I like more Giulia, I love more Renée! Giulia is a very open-minded girl compared to the years in which she lives, thanks to a family that is half Italian and half German, she speaks two languages, she lives in a very culturally evolved environment. Renée was born in misery, she didn’t have any opportunities, sadness always dominated her. Giulia is one who acts, maybe in a paradoxical way, but she acts (I can’t add more), Renée huddled in a corner and closed the doors with the rest of the world. You can talk with Giulia about everything in front of a good beer (she doesn’t love wine), she likes also to argue, Renée needs only your caresses and your reassurances.
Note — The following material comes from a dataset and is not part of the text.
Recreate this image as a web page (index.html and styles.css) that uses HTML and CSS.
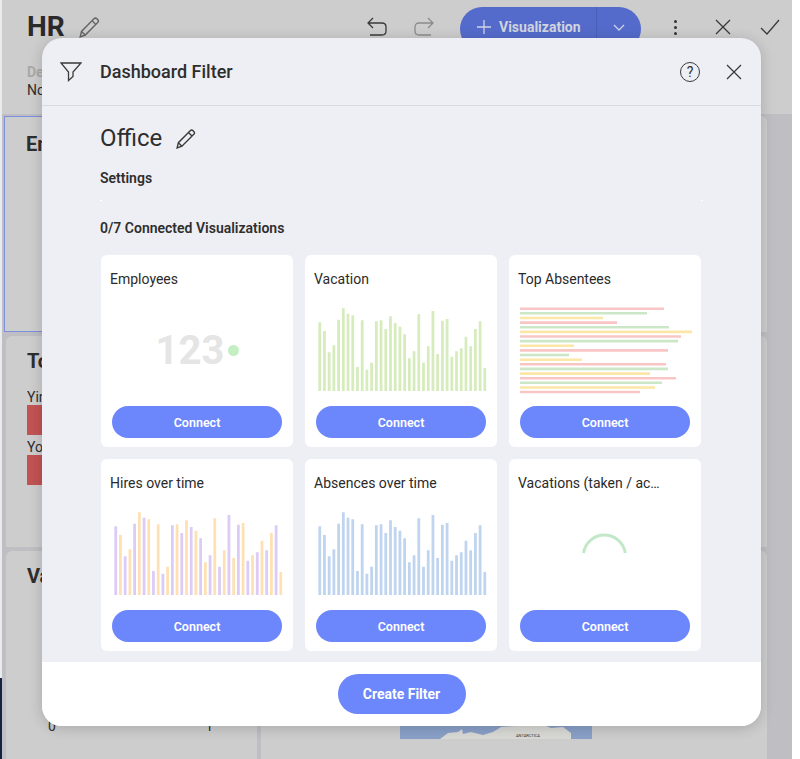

Two fragile girls, two completely different ways of defending themselves.

 

In Game

The ties between TTOL and MID go beyond that. There is something tangible just inside the two games that connect them. I’d like to tell you what, but I think it’s much more interesting for you to find out by yourself. In TTOL there are traces of MID and in MID there are traces of TTOL. And in the next title in all likelihood, while changing times and places, there will be traces of both! It’s something I want in every way because for us, our games are not disconnected products, they are our journey.

 

Mental Illness

Lastly, but the most important thing, is the interest in investigating the human mind, in digging into those folds that we try to hide, but that, in some way, are part of all of us as human beings. It’s a theme that, although in a different way, deeply characterizes both titles and, more generally, our path. No one should think they are immune to psychological issues.
I believe that everything is in us, potentially, and this is the real reason why “madness” (a very bad and misleading term) has this very strong appeal on all of us. We just have to be strong enough and also lucky enough to let many of those “folds” remain closed. There are those who are not lucky enough or strong enough, unfortunately.

These are our protagonists!

So there you have it, a super quick list of some of the links – literal or otherwise between Martha Is Dead and The Town Of Light!

You can discover some of these links for yourself on Feb 24th!